A long-lost London playhouse and Rada’s headquarters feature in this 1950 caper starring a showstopping Marlene Dietrich

The stage on screen: more films about theatre

Abraham Lincoln’s assassination in his box at the theatre, and the killer’s bid to escape across the stage, is recreated in a whirlwind sequence in DW Griffith’s 1915 epic The Birth of a Nation. The killing of Lincoln, by the actor John Wilkes Booth, is the most famous murder in a theatre but several other films have since built mysteries around deadly crimes committed before a captive audience.

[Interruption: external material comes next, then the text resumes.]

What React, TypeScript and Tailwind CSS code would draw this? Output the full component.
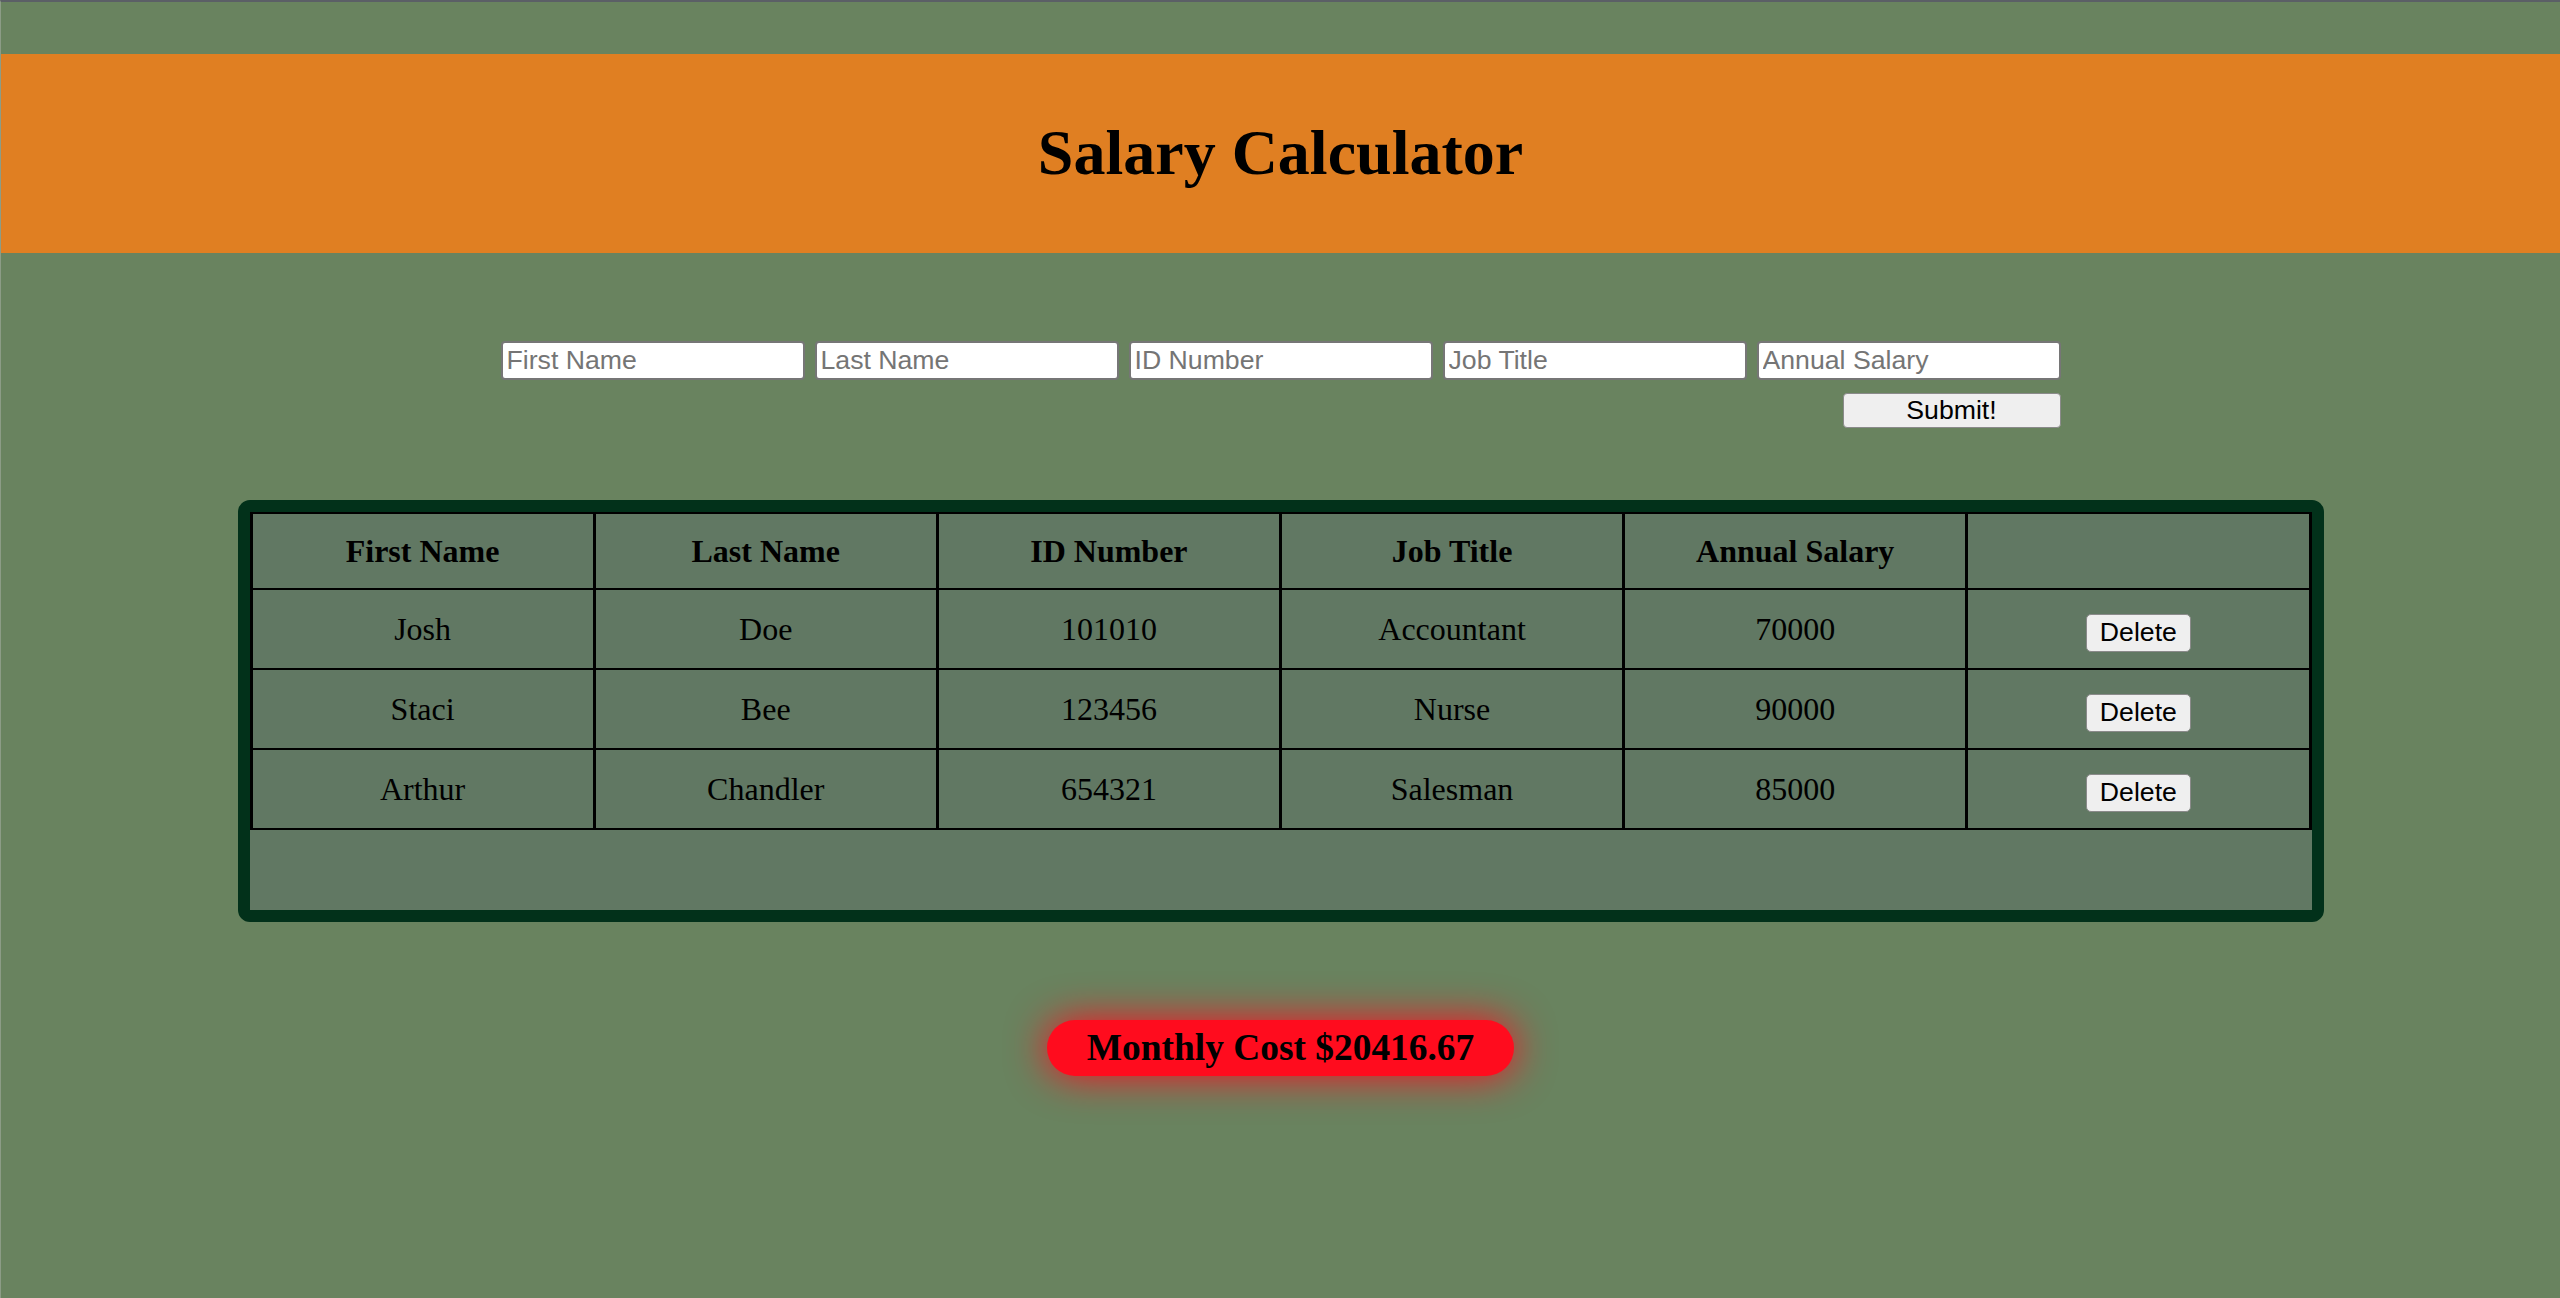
import React, { useState } from 'react';

interface Employee {
  firstName: string;
  lastName: string;
  id: string;
  title: string;
  salary: number;
}

const initialEmployees: Employee[] = [
  { firstName: 'Josh', lastName: 'Doe', id: '101010', title: 'Accountant', salary: 70000 },
  { firstName: 'Staci', lastName: 'Bee', id: '123456', title: 'Nurse', salary: 90000 },
  { firstName: 'Arthur', lastName: 'Chandler', id: '654321', title: 'Salesman', salary: 85000 },
];

const fields = ['First Name', 'Last Name', 'ID Number', 'Job Title', 'Annual Salary'];

const App = () => {
  const [employees, setEmployees] = useState<Employee[]>(initialEmployees);

  const monthly = employees.reduce((sum, e) => sum + e.salary, 0) / 12;

  const handleDelete = (index: number) => {
    setEmployees(employees.filter((_, i) => i !== index));
  };

  return (
    <div className="min-h-screen bg-[#69835f] border-t-2 border-t-[#5b5f66] border-l border-l-[#8c9c86] font-['Liberation_Serif',serif] text-black">
      <header className="mt-[52px] h-[199px] bg-[#e07f22] flex items-center justify-center">
        <h1 className="text-[64px] font-bold leading-none -mt-[2px]">Salary Calculator</h1>
      </header>

      <div className="mt-[88px] mx-auto w-[1560px] flex flex-col">
        <div className="flex gap-[10px]">
          {fields.map((field) => (
            <input
              key={field}
              placeholder={field}
              className="w-[304px] h-[39px] bg-white border-2 border-[#767676] rounded-[4px] px-[4px] font-['Liberation_Sans',Arial,sans-serif] text-[26.67px] placeholder:text-[#757575] outline-none"
            />
          ))}
        </div>
        <div className="flex justify-end mt-[13px]">
          <button className="w-[218px] h-[35px] bg-[#efefef] border border-[#8a8a8a] rounded-[4px] font-['Liberation_Sans',Arial,sans-serif] text-[26.67px] leading-none">
            Submit!
          </button>
        </div>
      </div>

      <div className="mt-[72px] mx-auto w-[2086px] border-[12px] border-[#02311a] rounded-[12px] bg-[#617863]">
        <table className="w-full table-fixed border-collapse text-[32px]">
          <thead>
            <tr className="h-[76px]">
              {fields.map((field) => (
                <th key={field} className="border-2 border-x-[3px] border-black font-bold text-center">
                  {field}
                </th>
              ))}
              <th className="border-2 border-x-[3px] border-black" />
            </tr>
          </thead>
          <tbody>
            {employees.map((e, index) => (
              <tr key={e.id} className="h-[80px]">
                <td className="border-2 border-x-[3px] border-black text-center">{e.firstName}</td>
                <td className="border-2 border-x-[3px] border-black text-center">{e.lastName}</td>
                <td className="border-2 border-x-[3px] border-black text-center">{e.id}</td>
                <td className="border-2 border-x-[3px] border-black text-center">{e.title}</td>
                <td className="border-2 border-x-[3px] border-black text-center">{e.salary}</td>
                <td className="border-2 border-x-[3px] border-black text-center">
                  <button
                    onClick={() => handleDelete(index)}
                    className="h-[38px] px-[13px] bg-[#efefef] border border-[#8a8a8a] rounded-[5px] font-['Liberation_Sans',Arial,sans-serif] text-[26.67px] leading-none align-middle"
                  >
                    Delete
                  </button>
                </td>
              </tr>
            ))}
          </tbody>
        </table>
        <div className="h-[80px]" />
      </div>

      <div className="mt-[98px] flex justify-center">
        <h3 className="bg-[#ff0c1e] rounded-full px-[40px] py-[7px] text-[37.4px] font-bold leading-[42px] shadow-[0_0_40px_#ff0c1e]">
          Monthly Cost ${monthly.toFixed(2)}
        </h3>
      </div>
    </div>
  );
};

export default App;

Paul Leni’s dazzling The Last Warning (1928) concerns a Broadway actor’s on-stage death. In the British movie Murder at the Windmill (1949), directed by former stage actor Val Guest, a punter is killed during a burlesque show; his body is discovered along with a pipe, an umbrella and a pair of kippers when the theatre is being cleaned.

Murder at the Windmill was filmed in and around the eponymous revue in Soho. It was soon followed by Alfred Hitchcock’s London thriller Stage Fright (1950), partly shot on the other side of Oxford Street, in a playhouse called the Scala and also known as the Prince of Wales theatre but now demolished and not to be confused with either of those existing venues.